Join Professor Lynda Nead, curator of our exhibition The Fallen Woman, as she reveals some of the hidden stories of women who left their children at the Foundling Hospital.
This major exhibition focuses on the myth and reality of the ‘fallen woman’ in Victorian Britain.
In an age when sexual innocence was highly valued and sex for a respectable woman was deemed appropriate only within marriage, the loss of chastity for an unwed woman had multiple repercussions. The figure of the ‘fallen’ woman was popularly portrayed in art, literature and the media as Victorian moralists warned against the consequences of losing one’s virtue.
This exhibition draws together the work of artists including Dante Gabriel Rossetti, Richard Redgrave, George Frederic Watts and Thomas Faed, who considered the subject of the fallen woman in their work and helped propel the myth. In addition, newspaper illustrations and stereoscopes demonstrate how depictions of the fallen woman in popular culture also helped define a woman’s role and limitations within society.

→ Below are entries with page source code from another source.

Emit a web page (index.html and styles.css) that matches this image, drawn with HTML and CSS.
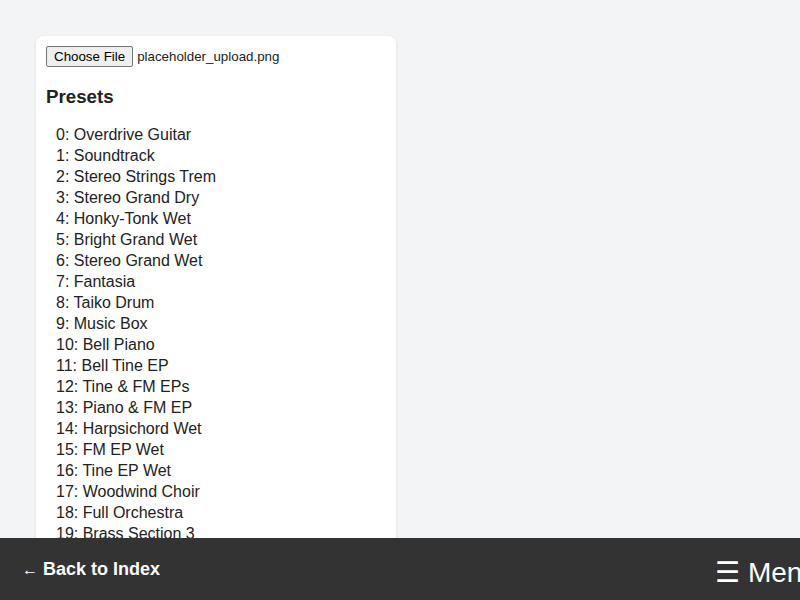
FILE: index.html
```html
<!DOCTYPE html>
<html lang="en">
<head>
<meta charset="utf-8">
<title>Presets</title>
<link rel="stylesheet" href="styles.css">
</head>
<body>
<main class="page">
  <section class="card">
    <div class="file">
      <button class="file-btn" type="button">Choose File</button>
      <span class="file-name">placeholder_upload.png</span>
    </div>
    <h3 class="title">Presets</h3>
    <ul class="presets">
      <li>0: Overdrive Guitar</li>
      <li>1: Soundtrack</li>
      <li>2: Stereo Strings Trem</li>
      <li>3: Stereo Grand Dry</li>
      <li>4: Honky-Tonk Wet</li>
      <li>5: Bright Grand Wet</li>
      <li>6: Stereo Grand Wet</li>
      <li>7: Fantasia</li>
      <li>8: Taiko Drum</li>
      <li>9: Music Box</li>
      <li>10: Bell Piano</li>
      <li>11: Bell Tine EP</li>
      <li>12: Tine &amp; FM EPs</li>
      <li>13: Piano &amp; FM EP</li>
      <li>14: Harpsichord Wet</li>
      <li>15: FM EP Wet</li>
      <li>16: Tine EP Wet</li>
      <li>17: Woodwind Choir</li>
      <li>18: Full Orchestra</li>
      <li>19: Brass Section 3</li>
    </ul>
  </section>
</main>
<nav class="bar">
  <a class="back" href="#"><span class="arrow">←</span> Back to Index</a>
  <span class="menu">☰ Menu</span>
</nav>
</body>
</html>
```
FILE: styles.css
```css
html, body {
  margin: 0;
  padding: 0;
}
body {
  background: #f3f4f6;
  font-family: "Liberation Sans", Arial, sans-serif;
  color: #222;
  overflow: hidden;
}
.page {
  padding: 36px 0 0 36px;
}
.card {
  box-sizing: border-box;
  width: 360px;
  background: #fff;
  border-radius: 8px;
  box-shadow: 0 1px 4px rgba(0, 0, 0, 0.08);
  padding: 10px;
}
.file {
  display: flex;
  align-items: center;
  gap: 4px;
  height: 21px;
  font-family: "Liberation Sans", Arial, sans-serif;
  font-size: 13.33px;
  color: #222;
}
.file-btn {
  font-family: "Liberation Sans", Arial, sans-serif;
  font-size: 13.33px;
  color: #000;
  background: #efefef;
  border: 1px solid #767676;
  border-radius: 2px;
  height: 21px;
  padding: 1px 7px;
  margin: 0;
  line-height: 15px;
}
.title {
  font-size: 18.72px;
  font-weight: bold;
  margin: 18.7px 0 16.7px;
}
.presets {
  list-style: none;
  margin: 0;
  padding: 0 0 0 10px;
  font-size: 16px;
  line-height: 21px;
}
.bar {
  position: fixed;
  left: 0;
  right: 0;
  bottom: 0;
  height: 62px;
  background: #333;
  color: #fff;
  display: flex;
  align-items: center;
  justify-content: space-between;
  padding: 0 0 0 22px;
  overflow: hidden;
}
.back {
  color: #fff;
  text-decoration: none;
  font-weight: bold;
  font-size: 18px;
}
.arrow {
  font-weight: normal;
  font-size: 16px;
}
.menu {
  font-size: 28px;
  white-space: nowrap;
  margin-right: -18px;
  padding-top: 6px;
}
```
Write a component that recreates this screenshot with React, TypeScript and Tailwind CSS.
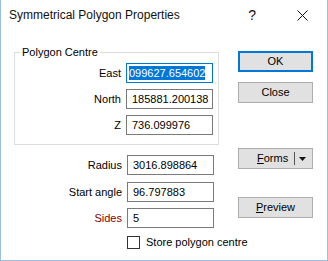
import React from "react";

function Field({ label, value, labelW, red, focused }: { label: string; value: string; labelW: string; red?: boolean; focused?: boolean }) {
  return (
    <div className="flex items-center h-[20px]">
      <div className={`${labelW} shrink-0 text-right ${red ? "text-[#800000]" : "text-black"}`}>{label}</div>
      <div
        className={`ml-[5px] w-[87px] h-[20px] shrink-0 flex items-center overflow-hidden whitespace-nowrap border ${
          focused ? "border-[#0078d7]" : "border-[#7a7a7a]"
        }`}
      >
        {focused ? (
          <span className="ml-[2px] bg-[#0078d7] text-white leading-[14px]">099627.654602</span>
        ) : (
          <span className="pl-[5px]">{value}</span>
        )}
      </div>
    </div>
  );
}

function Btn({ children, primary, className = "" }: { children: React.ReactNode; primary?: boolean; className?: string }) {
  return (
    <div
      className={`w-[75px] h-[21px] bg-[#e1e1e1] flex items-center justify-center ${
        primary ? "border-2 border-[#0078d7]" : "border border-[#adadad]"
      } ${className}`}
    >
      {children}
    </div>
  );
}

export default function App() {
  return (
    <div className="w-[328px] h-[261px] bg-white border border-t-0 border-[#99c0e4] font-['Liberation_Sans',Arial,sans-serif] text-[11px] text-black overflow-hidden">
      {/* Title bar */}
      <div className="h-[30px] flex items-center pl-[8px] relative">
        <span className="text-[12px] text-[#111]">Symmetrical Polygon Properties</span>
        <span className="ml-auto mr-[41px] text-[14px] text-[#111]">?</span>
        <svg width="11" height="11" viewBox="0 0 11 11" className="mr-[19px]">
          <path d="M0.5 0.5 L10.5 10.5 M10.5 0.5 L0.5 10.5" stroke="#111" strokeWidth="1" />
        </svg>
      </div>
      {/* Body */}
      <div className="flex">
        <div className="ml-[13px] w-[205px] shrink-0 pt-[16px]">
          <fieldset className="border border-[#dcdcdc] pr-[4px] pb-[9px]">
            <legend className="ml-[5px] px-[2px] leading-[13px]">Polygon Centre</legend>
            <div className="flex flex-col gap-[6px] pt-[4px]">
              <Field label="East" value="" labelW="w-[106px]" focused />
              <Field label="North" value="185881.200138" labelW="w-[106px]" />
              <Field label="Z" value="736.099976" labelW="w-[106px]" />
            </div>
          </fieldset>
          <div className="mt-[10px]">
            <Field label="Radius" value="3016.898864" labelW="w-[108px]" />
          </div>
          <div className="mt-[7px]">
            <Field label="Start angle" value="96.797883" labelW="w-[108px]" />
          </div>
          <div className="mt-[6px]">
            <Field label="Sides" value="5" labelW="w-[108px]" red />
          </div>
          <div className="mt-[6px] ml-[113px] flex items-center whitespace-nowrap">
            <div className="w-[13px] h-[13px] shrink-0 border border-[#333] bg-white" />
            <span className="ml-[6px] shrink-0">Store polygon centre</span>
          </div>
        </div>
        <div className="ml-[19px] pt-[21px] flex flex-col">
          <Btn primary>OK</Btn>
          <Btn className="mt-[10px]">Close</Btn>
          <div className="mt-[45px] w-[75px] h-[21px] bg-[#e1e1e1] border border-[#adadad] flex items-center">
            <span className="ml-[18px]">
              <span className="underline">F</span>orms
            </span>
            <div className="ml-[6px] w-px h-[13px] bg-[#555]" />
            <svg width="7" height="4" viewBox="0 0 7 4" className="ml-[4px]">
              <path d="M0 0 L7 0 L3.5 4 Z" fill="#111" />
            </svg>
          </div>
          <Btn className="mt-[28px]">
            <span>
              <span className="underline">P</span>review
            </span>
          </Btn>
        </div>
      </div>
    </div>
  );
}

The exhibition also explores the written petitions of women applying to the Foundling Hospital at the time. During the early nineteenth century, London’s Foundling Hospital changed its admission process to focus on restoring respectability to the mother. Only the petitions of previously respectable women bearing their first illegitimate child were considered. A specially-commissioned sound installation by musician and composer Steve Lewinson offers a new and engaging interpretation of the Hospital’s archive and brings the women’s voices to life.
The Fallen Woman is curated by Professor Lynda Nead in collaboration with the Foundling Museum’s curatorial team.